We propose a non-traditional approach that judiciously combines cache locking with cache modeling in preemptive multi-tasking real-time systems and overcomes the space limitation of *PD-Locking* and cache reloading cost at preemption for *ASRV-Locking*. Similar to *PD-Locking*, we adopt space sharing by statically locking a portion of the cache per task but with a crucial difference. We leave a portion of the cache unlocked and let the tasks take advantage of this unlocked portion during execution through normal cache replacement policy. That is, the locked portion of the cache is statically shared, while the unlocked portion is time-multiplexed among the tasks. This relaxes the space constraint for each task and elimi-



Figure 1: Motivating example.

nates cache re-loading at preemption. However, WCET and CRPD analysis are required for the unlocked portion of the cache.

Why do we want to give up the predictability offered through full cache locking, but not embrace static cache analysis all the way? We believe cache locking comes to rescue when cache analysis is unable to conclusively classify a memory access as hit or miss. At the same time, advancement in both WCET and CRPD analysis ensures that we can analyze the cache behavior quite precisely for most of the memory blocks. These memory blocks with predictable access patterns can reside in the unlocked portion of the cache providing improved performance. Indeed recent work [8] shows that, for a single task, a partially locked cache provides optimal WCET compared to both static analysis and full cache locking.

While Ding et al. [8] develops partial cache locking solution for a single task, it is challenging to make a locking decision for multitasking systems. First, the change in execution time of a task impacts the schedulability of the other tasks. Thus, we need to adopt a global optimization approach rather than a local per task approach. Second, the unlocked portion of the cache requires CRPD analysis. We propose an algorithm that employs accurate cost-benefit analysis to capture the impact of locking a memory block on the WCET, CRPD, and schedulability of all the tasks and thereby makes an informed decision to choose the appropriate memory blocks for locking. We perform detailed experimental evaluation to validate the improved schedulability results of our approach.

**Motivating Example.** We illustrate the benefit of our integrated cache analysis and locking using the example in Figure 1.

WCET comparison of various locking schemes. Figure 1(a) compares the WCET under various locking schemes. We assume two tasks  $T_1$  and  $T_2$  with periods 24 and 36. Cache hit latency is 1 cycle and miss latency is 2 cycles. The WCET paths of  $T_1$  and  $T_2$  are  $(m_1m_2m_3)^2$  and  $(m_4^4m_5^4, m_6^4)$  where  $m_i$  represent a memory block. We assume all the memory blocks are mapped to the same cache set in a 2-way set associative cache. To simplify discussion, we also assume that timing is solely determined by instruction cache effects and the WCET paths do not change after locking.

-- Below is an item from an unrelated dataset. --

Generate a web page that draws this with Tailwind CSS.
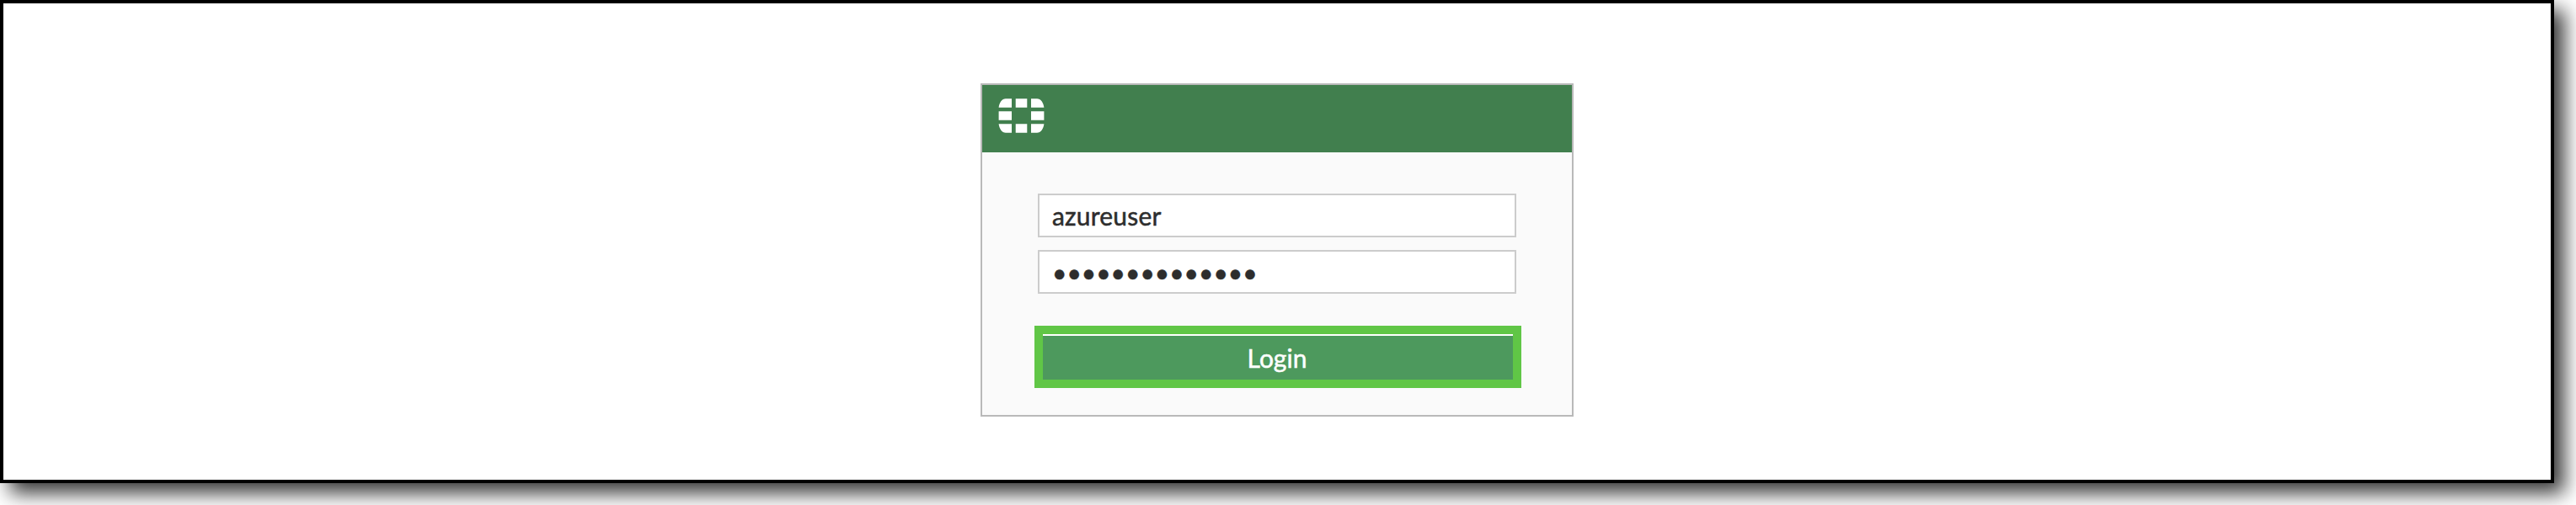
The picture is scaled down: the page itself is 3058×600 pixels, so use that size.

Static Analysis estimates the WCET via cache modeling with no locking [24]. For  $T_1$ , all the accesses are miss because 3 memory blocks compete for 2 cache blocks resulting in 6 cache miss and WCET  $C_1 = 12$ . For  $T_2$ , it has 3 cold miss while remaining accesses are hit resulting in  $C_2 = 15$ . PD-Locking statically locks the entire cache with memory blocks from  $T_2$  by selecting memory blocks with highest access frequency/period [23]. Thus, accesses of  $T_1$  miss, while for  $T_2$  it depends on which blocks are locked. ASRV-Locking employs dynamic locking where each task has exclusive

access to the entire cache. WCET of  $T_1$  is reduced; but not the WCET of  $T_2$ . Finally, our *Locking* + *Analysis* judiciously chooses to lock only one block of  $T_1$  and leaves the other cache block unlocked so that  $T_2$ 's accesses are still hits after the cold misses.

Scheduling results of RMS. Let us assume that the reloading overhead for ASRV-Locking is 2 and the CPRD for our Locking + Analysis is 1. The execution of the tasks over the hyper-period is shown in Figure 1(b). The tasks are scheduled with Rate Monotonic Scheduling (RMS) policy where the task with the shortest period  $(T_1)$  has the highest priority.  $T_{X,Y}$  represents the Yth instance of task  $T_X$ . For Static Analysis and PD-Locking, they fail to meet the deadline due to high WCET. The CRPD for Static Analysis is not shown as the task already misses the deadline. For ASRV-Locking, each task locks the entire cache and thus have lower WCET. However, every time a new task instance starts execution or a preempted task resumes execution, we need to reload and lock the cache with 2 cycle penalty. The additional cache reloading overhead makes  $T_2$  miss its first deadline. Due to time-multiplexing of the unlocked cache space among all the tasks and lower preemption cost, our Locking + Analysis solution has lower WCET compared to Static Analysis and ASRV-Locking. This enables both  $T_1$  and  $T_2$  to meet their deadlines. A comparison with real task sets will be presented later in the experimental evaluation section.

# 2. RELATED WORK

Caches are problematic for WCET estimation due to their timing unpredictability. Static analysis has been widely used to bound the WCET [15, 24] of a single task. In multi-tasking preemptive real-time systems, a number of techniques have been proposed to accurately model the CRPD [13, 25, 21, 12].

Modern architectures often feature cache locking for better timing predictability. By carefully selecting the memory blocks for locking, WCET can be improved. There exist two locking mechanisms, static cache locking [9, 19, 22, 16] and dynamic cache locking [5, 26]. However, all of the above techniques lock the entire cache. Recently, Ding et al. [8] demonstrated that by partially locking the cache, WCET can be improved significantly.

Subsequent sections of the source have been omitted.